Things of course, have moved on. Now in its fourth iteration, DSM IV no longer lists homosexuality as a disorder. It does however, list the following; Fetishism, Gender Identity Disorder, Hypoactive sexual desire disorder (not Hyperactive), Kleptomania, Voyeurism, and my personal favourite - Frotterurism. This is a sexual 'disorder' involving rubbing against another person to achieve sexual arousal or even orgasm, discreetly and without being discovered, typically in a public place.
It strikes me that a diagnosis of the above requires as much moral judgement on the part of the Psychiatrist as it does clinical expertise.
It dosen't stop with sexual deviancy either.
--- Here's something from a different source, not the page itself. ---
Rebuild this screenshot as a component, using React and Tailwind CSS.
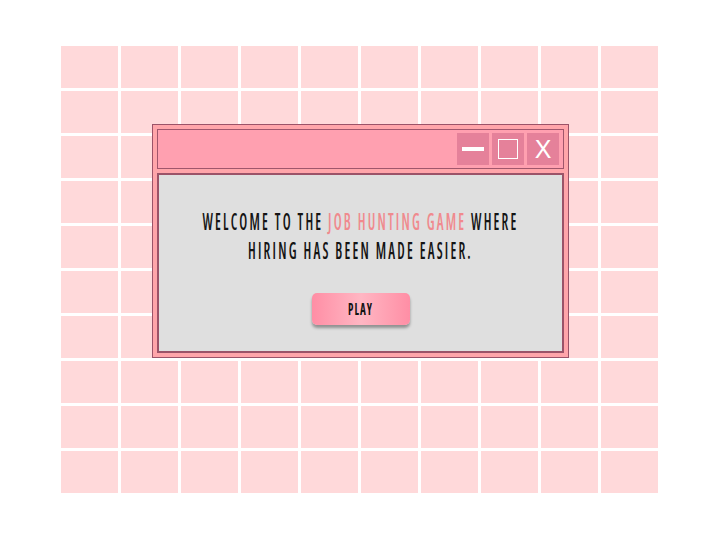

It gets into the meat and bones of our identities. 'Schizoid Personality Disorder' for example, presents in the following manner;
A pervasive pattern of detachment from social relationships and a restricted range of expression of emotions in interpersonal settings, beginning by early adulthood and present in a variety of contexts, as indicated by four (or more) of the following:
- neither desires nor enjoys close relationships, including being part of a family
- almost always chooses solitary activities
- has little, if any, interest in having sexual experiences with another person
- takes pleasure in few, if any, activities
- lacks close friends or confidants other than first-degree relatives
- appears indifferent to the praise or criticism of others
- shows emotional coldness, detachment, or flattened affectivity
I wonder if the authors of DSM IV understood the awesome power of words. The power of labels. A tag beggining with Schizo, affixed to a young person, can ruin their life. For some, it's a death sentence. Words can indeed kill.
What's this got to do with spirituality then?
Well, for all its quantitative posturings, Psychiatry remains an art, not a science. Don't let anyone tell you otherwise. And art of course, is a metaphorical exploration of the human condition. An exploration of human spirit.
The DSM IV manual comes with a health warning - The application of these diagnostic criteria must only be made by people with the appropriate training and expertise.
Perhaps, if DSM IV was written in Latin, the judgements Psychiatry makes about people would be accepted even more as an absolute moral authority.
Countless copies of DSM IV have been made over the years. Rather than on a printing press, I imagine hundreds of aspiring psychiatrists, hunched over desks, lit by candle light carefully copying the DSM criteria onto parchment.
More on this another night.
Want to know more right now? You could do no worse than starting with Thomas Szasz.